The big question the authors ask is: "Is the Class Number of these infinite towers even or odd?" This is crucial because if it's odd, the field has a very special, clean property.

3. The Tools: The "Blueprints" (Iwasawa Invariants)

To predict the stability of the infinite tower without building every single floor, mathematicians use a tool called Iwasawa Invariants (specifically $\lambda$, $\mu$, and $\nu$).

• Analogy: These are like blueprints or formulas that tell you how the "chaos" (Class Number) grows as you go higher.
  • $\lambda$ (Lambda) is the most important one here. It tells you the rate at which the chaos grows.
  • If $\lambda = 0$, the chaos doesn't grow; the tower remains perfectly stable forever.
  • If $\lambda > 0$, the chaos grows, and the tower becomes more complex.

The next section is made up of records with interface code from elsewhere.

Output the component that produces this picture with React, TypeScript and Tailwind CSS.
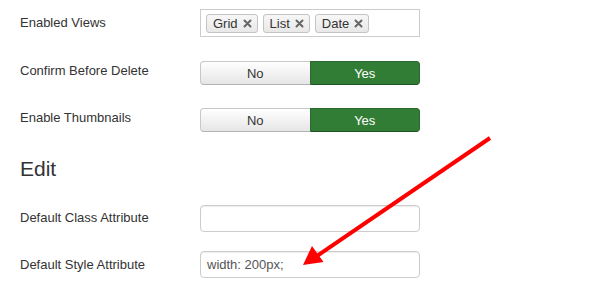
import React from "react";

const font = { fontFamily: '"Liberation Sans", Arial, sans-serif' };

function Tag({ label }: { label: string }) {
  return (
    <span className="flex h-[19px] items-center gap-[5px] rounded-[3px] border border-[#c4c4c4] bg-gradient-to-b from-[#f7f7f7] to-[#e8e8e8] pl-[6px] pr-[5px] text-[13px] leading-none text-[#333]">
      {label}
      <svg width="9" height="9" viewBox="0 0 9 9">
        <path d="M1.5 1.5 L7.5 7.5 M7.5 1.5 L1.5 7.5" stroke="#666" strokeWidth="2" strokeLinecap="round" />
      </svg>
    </span>
  );
}

function Toggle() {
  return (
    <div className="flex h-[24px] w-[220px] text-[13px] leading-none">
      <div className="flex flex-1 items-center justify-center rounded-l-[4px] border border-r-0 border-[#c8c8c8] border-b-[#b3b3b3] bg-gradient-to-b from-white to-[#e6e6e6] pt-[1px] text-[#333]">
        No
      </div>
      <div className="flex flex-1 items-center justify-center rounded-r-[4px] border border-[#2a6a2d] border-b-[#1f5222] bg-[#327d36] pt-[1px] text-white">
        Yes
      </div>
    </div>
  );
}

export default function App() {
  return (
    <div className="relative h-[300px] w-[600px] overflow-hidden bg-white pl-[20px] pt-[9px]" style={font}>
      <div className="flex flex-col">
        <div className="flex h-[28px]">
          <div className="w-[180px] pt-[5px] text-[13px] leading-[18px] text-[#333]">Enabled Views</div>
          <div className="flex h-[28px] w-[220px] items-center gap-[5px] border border-[#ccc] pl-[5px]">
            <Tag label="Grid" />
            <Tag label="List" />
            <Tag label="Date" />
          </div>
        </div>
        <div className="mt-[24px] flex h-[24px]">
          <div className="w-[180px] pt-[1px] text-[13px] leading-[18px] text-[#333]">Confirm Before Delete</div>
          <Toggle />
        </div>
        <div className="mt-[23px] flex h-[24px]">
          <div className="w-[180px] pt-[1px] text-[13px] leading-[18px] text-[#333]">Enable Thumbnails</div>
          <Toggle />
        </div>
        <h2 className="mt-[26px] text-[21px] font-normal leading-[21px] text-[#333]">Edit</h2>
        <div className="mt-[26px] flex h-[27px]">
          <div className="w-[180px] pt-[4px] text-[13px] leading-[18px] text-[#333]">Default Class Attribute</div>
          <div className="h-[27px] w-[220px] rounded-[4px] border border-[#ccc] shadow-[inset_0_1px_1px_rgba(0,0,0,0.075)]" />
        </div>
        <div className="mt-[19px] flex h-[27px]">
          <div className="w-[180px] pt-[5px] text-[13px] leading-[18px] text-[#333]">Default Style Attribute</div>
          <div className="flex h-[27px] w-[220px] items-center rounded-[4px] border border-[#ccc] pl-[6px] text-[13px] text-[#555] shadow-[inset_0_1px_1px_rgba(0,0,0,0.075)]">
            width: 200px;
          </div>
        </div>
      </div>
      <svg className="pointer-events-none absolute left-0 top-0" width="600" height="300" viewBox="0 0 600 300">
        <line x1="490" y1="138" x2="314" y2="258" stroke="#ff0000" strokeWidth="4" />
        <polygon points="303,265 323.5,262 312,246" fill="#ff0000" />
      </svg>
    </div>
  );
}
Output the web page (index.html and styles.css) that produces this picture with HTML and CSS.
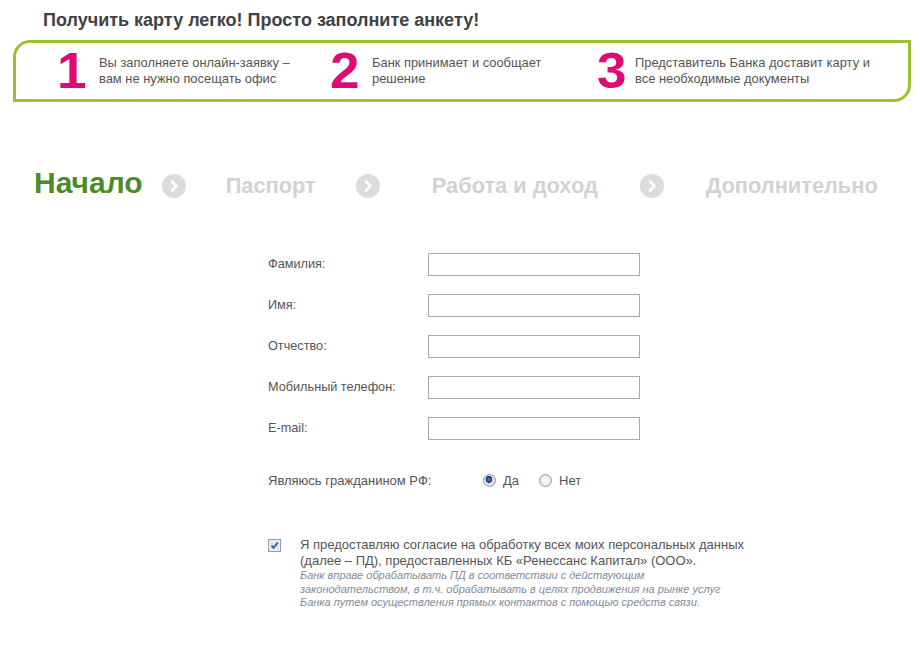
FILE: index.html
```html
<!DOCTYPE html>
<html lang="ru">
<head>
<meta charset="utf-8">
<title>Получить карту</title>
<link rel="stylesheet" href="styles.css">
</head>
<body>
<h1 class="title">Получить карту легко! Просто заполните анкету!</h1>
<div class="howto">
  <div class="howto-item">
    <span class="howto-num">1</span>
    <span class="howto-text">Вы заполняете онлайн-заявку –<br>вам не нужно посещать офис</span>
  </div>
  <div class="howto-item">
    <span class="howto-num">2</span>
    <span class="howto-text">Банк принимает и сообщает<br>решение</span>
  </div>
  <div class="howto-item">
    <span class="howto-num n3">3</span>
    <span class="howto-text">Представитель Банка доставит карту и<br>все необходимые документы</span>
  </div>
</div>

<nav class="steps">
  <span class="step step-active">Начало</span>
  <span class="arrow a1"><svg width="24" height="24" viewBox="0 0 24 24"><circle cx="12" cy="12" r="12" fill="#dcdcdc"/><path d="M10 7.5 L14.5 12 L10 16.5" fill="none" stroke="#fff" stroke-width="2.6" stroke-linecap="round" stroke-linejoin="round"/></svg></span>
  <span class="step s2">Паспорт</span>
  <span class="arrow a2"><svg width="24" height="24" viewBox="0 0 24 24"><circle cx="12" cy="12" r="12" fill="#dcdcdc"/><path d="M10 7.5 L14.5 12 L10 16.5" fill="none" stroke="#fff" stroke-width="2.6" stroke-linecap="round" stroke-linejoin="round"/></svg></span>
  <span class="step s3">Работа и доход</span>
  <span class="arrow a3"><svg width="24" height="24" viewBox="0 0 24 24"><circle cx="12" cy="12" r="12" fill="#dcdcdc"/><path d="M10 7.5 L14.5 12 L10 16.5" fill="none" stroke="#fff" stroke-width="2.6" stroke-linecap="round" stroke-linejoin="round"/></svg></span>
  <span class="step s4">Дополнительно</span>
</nav>

<form class="form">
  <div class="fields">
    <label class="field-label" for="f1">Фамилия:</label><input class="field-input" id="f1" type="text">
    <label class="field-label" for="f2">Имя:</label><input class="field-input" id="f2" type="text">
    <label class="field-label" for="f3">Отчество:</label><input class="field-input" id="f3" type="text">
    <label class="field-label" for="f4">Мобильный телефон:</label><input class="field-input" id="f4" type="text">
    <label class="field-label" for="f5">E-mail:</label><input class="field-input" id="f5" type="text">
  </div>
  <div class="citizen">
    <span class="citizen-label">Являюсь гражданином РФ:</span>
    <label class="radio"><input type="radio" name="rf" checked><span>Да</span></label>
    <label class="radio"><input type="radio" name="rf"><span>Нет</span></label>
  </div>
  <div class="consent">
    <span class="checkbox"><svg width="13" height="13" viewBox="0 0 13 13"><rect x="0.5" y="0.5" width="12" height="12" fill="#e9eef4" stroke="#8f9fb0"/><rect x="2" y="2" width="9" height="9" fill="#dfe6ef"/><path d="M3.5 6.5 L5.5 8.8 L9.8 3.6" fill="none" stroke="#3c5a9a" stroke-width="1.8"/></svg></span>
    <div class="consent-body">
      <p class="consent-text">Я предоставляю согласие на обработку всех моих персональных данных<br>(далее – ПД), предоставленных КБ «Ренессанс Капитал» (ООО».</p>
      <p class="consent-note">Банк вправе обрабатывать ПД в соответствии с действующим<br>законодательством, в т.ч. обрабатывать в целях продвижения на рынке услуг<br>Банка путем осуществления прямых контактов с помощью средств связи.</p>
    </div>
  </div>
</form>
</body>
</html>
```

FILE: styles.css
```css
html, body {
  margin: 0;
  padding: 0;
  background: #ffffff;
}
body {
  font-family: "Liberation Sans", Arial, sans-serif;
  color: #555555;
  width: 920px;
}
.title {
  margin: 9px 0 0 43px;
  font-size: 18px;
  line-height: 22px;
  font-weight: bold;
  color: #3e4145;
}
.howto {
  margin: 9px 9px 0 13px;
  height: 56px;
  border: 3px solid #9cc132;
  border-radius: 17px 0 17px 0;
  display: flex;
  align-items: center;
  padding-left: 41px;
}
.howto-item {
  display: flex;
  align-items: center;
}
.howto-item:nth-child(1) { width: 273px; }
.howto-item:nth-child(2) { width: 267px; }
.howto-num {
  font-size: 50px;
  line-height: 50px;
  font-weight: bold;
  color: #df0b74;
  width: 42px;
  transform: scaleX(1.06);
  transform-origin: left center;
}
.howto-num.n3 { width: 38px; }
.howto-text {
  font-size: 12.9px;
  line-height: 16px;
  color: #555555;
}
.steps {
  display: flex;
  align-items: baseline;
  margin-top: 66px;
  padding-left: 34px;
  height: 30px;
}
.step {
  font-weight: bold;
  font-size: 21.8px;
  line-height: 22px;
  color: #d2d2d2;
}
.step-active {
  font-size: 30px;
  line-height: 30px;
  color: #4b8c27;
}
.arrow {
  display: block;
  width: 24px;
  height: 24px;
  align-self: center;
  margin-top: 6px;
}
.arrow svg { display: block; }
.a1 { margin-left: 19px; }
.s2 { margin-left: 40px; }
.a2 { margin-left: 40px; }
.s3 { margin-left: 52px; }
.a3 { margin-left: 42px; }
.s4 { margin-left: 42px; }
.form {
  margin: 55px 0 0 268px;
}
.fields {
  display: grid;
  grid-template-columns: 160px 212px;
  row-gap: 18px;
}
.field-label {
  font-size: 12.7px;
  line-height: 23px;
  color: #555555;
}
.field-input {
  box-sizing: border-box;
  width: 212px;
  height: 23px;
  margin: 0;
  border: 1px solid #a9a9a9;
  background: #ffffff;
  padding: 2px 4px;
  font-family: inherit;
  font-size: 12px;
}
.citizen {
  display: flex;
  align-items: center;
  margin-top: 29px;
  height: 23px;
  font-size: 13px;
}
.citizen-label {
  width: 215px;
}
.radio {
  display: flex;
  align-items: center;
  margin-right: 20px;
}
.radio span {
  margin-left: 7px;
}
.radio input {
  appearance: none;
  -webkit-appearance: none;
  margin: 0;
  width: 13px;
  height: 13px;
  border-radius: 50%;
  border: 1px solid #8a9aab;
  background: radial-gradient(circle at 50% 50%, #ffffff 0, #e2e6ea 70%, #d5dae0 100%);
  box-sizing: border-box;
}
.radio input:checked {
  background: radial-gradient(circle at 45% 40%, #5a8ac8 0, #1e4880 2.3px, #17356a 3.2px, #e3e7ec 3.6px, #d5dae0 100%);
}
.consent {
  display: flex;
  align-items: flex-start;
  margin-top: 45px;
}
.checkbox {
  display: block;
  width: 13px;
  height: 13px;
  margin-top: 2px;
}
.checkbox svg { display: block; }
.consent-body {
  margin-left: 19px;
}
.consent-text {
  margin: 0;
  font-size: 13px;
  line-height: 16px;
  color: #555555;
}
.consent-note {
  margin: 0;
  font-size: 11px;
  line-height: 13.5px;
  font-style: italic;
  color: #838b96;
}
```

4. The Discovery: The "Greenberg Conjecture" and the Formula

The authors spent the paper deriving a master formula to calculate $\lambda$ for these specific multi-quadratic towers.

• The Challenge: These towers are built from many different square roots ($\sqrt{d_1}, \sqrt{d_2}, \dots$). Calculating the stability is like trying to predict the weather in a city where every street has a different wind pattern.
• The Breakthrough: They used a method called the Riemann-Hurwitz formula (which is like a "conservation of energy" law for these number towers) and studied the "Hasse units" (special numbers that act like the steel beams holding the tower together).
• The Result: They found a precise recipe. If you know which prime numbers (like 3, 5, 7, 11...) are used to build the tower, you can plug them into their formula to get the exact value of $\lambda$.

The "Greenberg Conjecture" Assumption:
They assume a famous guess by mathematician Greenberg is true (which says that for "totally real" towers, the chaos rate $\lambda$ is zero). Under this assumption, they simplified their formula to give a clear answer for Imaginary multi-quadratic fields (towers that include $\sqrt{-1}$).

5. The Application: The "Odd/Even" Test

The most practical part of the paper is Theorem 1.5. They used their formula to answer the question: "When is the Class Number odd?"

They found that for these specific imaginary towers to be "stable" (have an odd class number), they must be built in very specific ways. It's like saying, "This skyscraper will only stand straight if it is built using exactly these three types of bricks."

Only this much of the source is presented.